*WHAT THE TASK REQUIRES*: Extract the lines that hold the string "React".

*GIVEN DATA*:
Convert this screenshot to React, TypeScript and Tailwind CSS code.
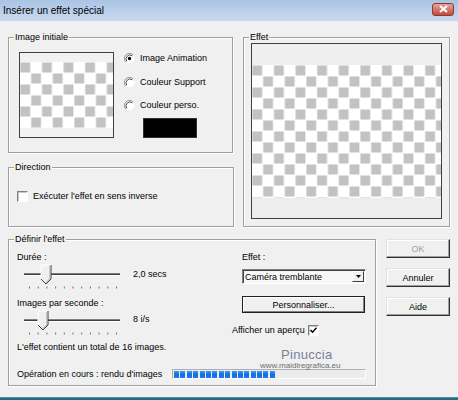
import React from "react";

// Classic Windows dialog: "Insérer un effet spécial"

const Group: React.FC<{ label: string; className?: string; children?: React.ReactNode }> = ({ label, className, children }) => (
  <div className={`relative border border-[#a0a0a0] shadow-[inset_1px_1px_0_#fff,1px_1px_0_#fff] ${className || ""}`}>
    <span className="absolute left-[5px] top-[-7px] bg-[#f0f0f0] px-[1px] leading-[12px]">{label}</span>
    {children}
  </div>
);

const Checker: React.FC<{ id: string; w: number; h: number }> = ({ id, w, h }) => (
  <svg width={w} height={h} className="block">
    <defs>
      <pattern id={id} width="21.6" height="22" patternUnits="userSpaceOnUse">
        <rect x="0.4" y="0.5" width="9.8" height="10" fill="#c2c2c2" />
        <rect x="11.2" y="11.5" width="9.8" height="10" fill="#c2c2c2" />
      </pattern>
    </defs>
    <rect width="100%" height="100%" fill="#fff" />
    <rect width="100%" height="100%" fill={`url(#${id})`} />
  </svg>
);

const Radio: React.FC<{ on?: boolean }> = ({ on }) => (
  <svg width="11" height="11" viewBox="0 0 12 12" className="block shrink-0">
    <circle cx="6" cy="6" r="5.5" fill="#fff" />
    <path d="M2.1 9.9 A5.5 5.5 0 0 1 9.9 2.1" stroke="#808080" strokeWidth="1" fill="none" />
    <path d="M3 9 A4.3 4.3 0 0 1 9 3" stroke="#404040" strokeWidth="1" fill="none" />
    {on && <circle cx="6" cy="6" r="1.8" fill="#000" />}
  </svg>
);

const Check: React.FC<{ on?: boolean }> = ({ on }) => (
  <div className="w-[11px] h-[11px] shrink-0 bg-white border border-t-[#808080] border-l-[#808080] border-r-[#fff] border-b-[#fff] shadow-[inset_1px_1px_0_#c8c8c8]">
    {on && (
      <svg width="9" height="9" viewBox="0 0 9 9" className="block">
        <path d="M1.5 4 L3.5 6.2 L7.5 1.8" stroke="#000" strokeWidth="1.4" fill="none" />
      </svg>
    )}
  </div>
);

const Slider: React.FC<{ thumb: number }> = ({ thumb }) => {
  const ticks = Array.from({ length: 11 }, (_, i) => 7 + i * 8.7);
  const t = thumb;
  return (
    <svg width="100" height="26" className="block shrink-0">
      <line x1="2" y1="10.5" x2="98" y2="10.5" stroke="#808080" />
      <line x1="2" y1="11.5" x2="98" y2="11.5" stroke="#404040" />
      <line x1="2" y1="12.5" x2="98" y2="12.5" stroke="#fff" />
      <polygon points={`${t},2 ${t + 10},2 ${t + 10},16 ${t + 5},21 ${t},16`} fill="#f0f0f0" />
      <polyline points={`${t},16 ${t},2 ${t + 10},2`} stroke="#fff" fill="none" />
      <polyline points={`${t + 10},2 ${t + 10},16 ${t + 5},21 ${t},16`} stroke="#404040" fill="none" />
      <polyline points={`${t + 9},3 ${t + 9},15.5 ${t + 5},19.5`} stroke="#a0a0a0" fill="none" />
      {ticks.map((x, i) => (
        <rect key={i} x={x} y="23.5" width="1" height="2" fill="#707070" />
      ))}
    </svg>
  );
};

const Btn: React.FC<{ label: string; disabled?: boolean }> = ({ label, disabled }) => (
  <div
    className={`w-[64px] h-[19px] flex items-center justify-center bg-[#f0f0f0] border border-t-[#e3e3e3] border-l-[#e3e3e3] border-r-[#303030] border-b-[#303030] shadow-[inset_-1px_-1px_0_#a0a0a0,inset_1px_1px_0_#fff] ${
      disabled ? "text-[#a0a0a0]" : "text-black"
    }`}
  >
    {label}
  </div>
);

export default function App() {
  const segments = Array.from({ length: 16 });
  return (
    <div className="w-[458px] h-[400px] overflow-hidden bg-[#f0f0f0] text-black text-[9px] leading-[12px] font-['Liberation_Sans',Arial,sans-serif]">
      {/* Title bar */}
      <div className="h-[21px] flex items-center justify-between bg-linear-to-b from-[#aac4e4] to-[#c9daef]">
        <span className="pl-[3px] text-[10px]">Insérer un effet spécial</span>
        <div className="mr-[4px] mb-[3px] w-[22px] h-[13px] rounded-[3px] border border-[#8a3b33] bg-linear-to-b from-[#e6a49a] to-[#c2473b] flex items-center justify-center">
          <svg width="9" height="8" viewBox="0 0 9 8">
            <path d="M1 1 L8 7 M8 1 L1 7" stroke="#fff" strokeWidth="2" />
          </svg>
        </div>
      </div>

      <div className="px-[8px] pt-[16px]">
        {/* Top row */}
        <div className="flex">
          <div className="w-[226px] flex flex-col">
            <Group label="Image initiale" className="w-[225px] h-[116px]">
              <div className="flex pl-[10px] pt-[13px]">
                <div className="mt-[1px] w-[95px] h-[86px] border border-[#404040] bg-[#f2f2f2] flex flex-col">
                  <div className="h-[9px]" />
                  <Checker id="ck1" w={93} h={66} />
                  <div className="h-[9px]" />
                </div>
                <div className="ml-[10px] flex flex-col">
                  <div className="h-[14px] flex items-center gap-[5px]">
                    <Radio on />
                    <span>Image Animation</span>
                  </div>
                  <div className="mt-[10px] h-[14px] flex items-center gap-[5px]">
                    <Radio />
                    <span>Couleur Support</span>
                  </div>
                  <div className="mt-[9px] h-[14px] flex items-center gap-[5px]">
                    <Radio />
                    <span>Couleur perso.</span>
                  </div>
                  <div className="mt-[6px] ml-[19px] w-[54px] h-[20px] bg-black border border-[#303030]" />
                </div>
              </div>
            </Group>

            <Group label="Direction" className="mt-[14px] w-[226px] h-[60px]">
              <div className="pl-[8px] pt-[22px] flex items-center gap-[5px]">
                <Check />
                <span>Exécuter l'effet en sens inverse</span>
              </div>
            </Group>
          </div>

          <Group label="Effet" className="ml-[9px] w-[208px] h-[190px]">
            <div className="pl-[7px] pt-[5px]">
              <div className="w-[191px] h-[176px] border border-[#404040] bg-[#efefef] flex flex-col">
                <div className="h-[21px]" />
                <Checker id="ck2" w={189} h={133} />
                <div className="h-[20px] bg-[#ededed]" />
              </div>
            </div>
          </Group>
        </div>

        {/* Bottom row */}
        <div className="flex mt-[12px]">
          <Group label="Définir l'effet" className="w-[369px] h-[147px]">
            <div className="flex">
              <div className="w-[223px] flex flex-col">
                <div className="pl-[8px] pt-[11px] h-[23px]">Durée :</div>
                <div className="flex items-start">
                  <div className="ml-[13px]">
                    <Slider thumb={19} />
                  </div>
                  <span className="ml-[11px] mt-[5px]">2,0 secs</span>
                </div>
                <div className="pl-[8px] mt-[8px] h-[12px]">Images par seconde :</div>
                <div className="flex items-start">
                  <div className="ml-[13px]">
                    <Slider thumb={16} />
                  </div>
                  <span className="ml-[11px] mt-[4px]">8 i/s</span>
                </div>
              </div>
              <div className="flex flex-col">
                <div className="pl-[10px] pt-[11px] h-[23px]">Effet :</div>
                <div className="ml-[10px] mt-[6px] w-[124px] h-[15px] flex items-center bg-[#f7f7f7] border border-t-[#808080] border-l-[#808080] border-r-[#fff] border-b-[#fff] shadow-[inset_1px_1px_0_#404040]">
                  <span className="flex-1 pl-[2px]">Caméra tremblante</span>
                  <div className="mr-[1px] w-[12px] h-[11px] flex items-center justify-center bg-[#f0f0f0] border border-t-[#fff] border-l-[#fff] border-r-[#404040] border-b-[#404040]">
                    <svg width="5" height="3" viewBox="0 0 5 3">
                      <path d="M0 0 H5 L2.5 3 Z" fill="#000" />
                    </svg>
                  </div>
                </div>
                <div className="ml-[10px] mt-[12px] w-[123px] h-[17px] border border-[#202020] flex">
                  <div className="flex-1 flex items-center justify-center border border-t-[#fff] border-l-[#fff] border-r-[#808080] border-b-[#808080]">
                    Personnaliser...
                  </div>
                </div>
                <div className="mt-[11px] h-[12px] flex items-center gap-[3px]">
                  <span>Afficher un aperçu</span>
                  <Check on />
                </div>
              </div>
            </div>
            <div className="pl-[8px] mt-[5px] h-[12px]">L'effet contient un total de 16 images.</div>
            <div className="mt-[15px] flex items-center">
              <span className="pl-[8px] w-[163px]">Opération en cours : rendu d'images</span>
              <div className="w-[194px] h-[10px] bg-[#ececec] border border-t-[#b0b0b0] border-l-[#c8a57a] border-r-[#fff] border-b-[#fff] flex items-center gap-[1.4px] pl-[1px]">
                {segments.map((_, i) => (
                  <div key={i} className="w-[5px] h-[7px] bg-linear-to-b from-[#3d97f5] via-[#0f6fe3] to-[#1b7cee]" />
                ))}
              </div>
            </div>
            {/* watermark */}
            <span className="absolute left-[272px] top-[108px] text-[13px] leading-[13px] text-[#7a7e9e] tracking-[0.3px]">Pinuccia</span>
            <span className="absolute left-[251px] top-[122px] text-[8px] leading-[8px] text-[#6e6e6e]">www.maidiregrafica.eu</span>
          </Group>

          <div className="ml-[10px] flex flex-col gap-[10px]">
            <Btn label="OK" disabled />
            <Btn label="Annuler" />
            <Btn label="Aide" />
          </div>
        </div>
      </div>

      {/* taskbar edge */}
      <div className="mt-[11px] h-[3px] bg-[#2a6a80] border-t border-[#4d8fa5]" />
    </div>
  );
}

*THE SOLUTION*:
Convert this screenshot to React, TypeScript and Tailwind CSS code.
import React from "react";
const Group: React.FC<{ label: string; className?: string; children?: React.ReactNode }> = ({ label, className, children }) => (
const Checker: React.FC<{ id: string; w: number; h: number }> = ({ id, w, h }) => (
const Radio: React.FC<{ on?: boolean }> = ({ on }) => (
const Check: React.FC<{ on?: boolean }> = ({ on }) => (
const Slider: React.FC<{ thumb: number }> = ({ thumb }) => {
const Btn: React.FC<{ label: string; disabled?: boolean }> = ({ label, disabled }) => (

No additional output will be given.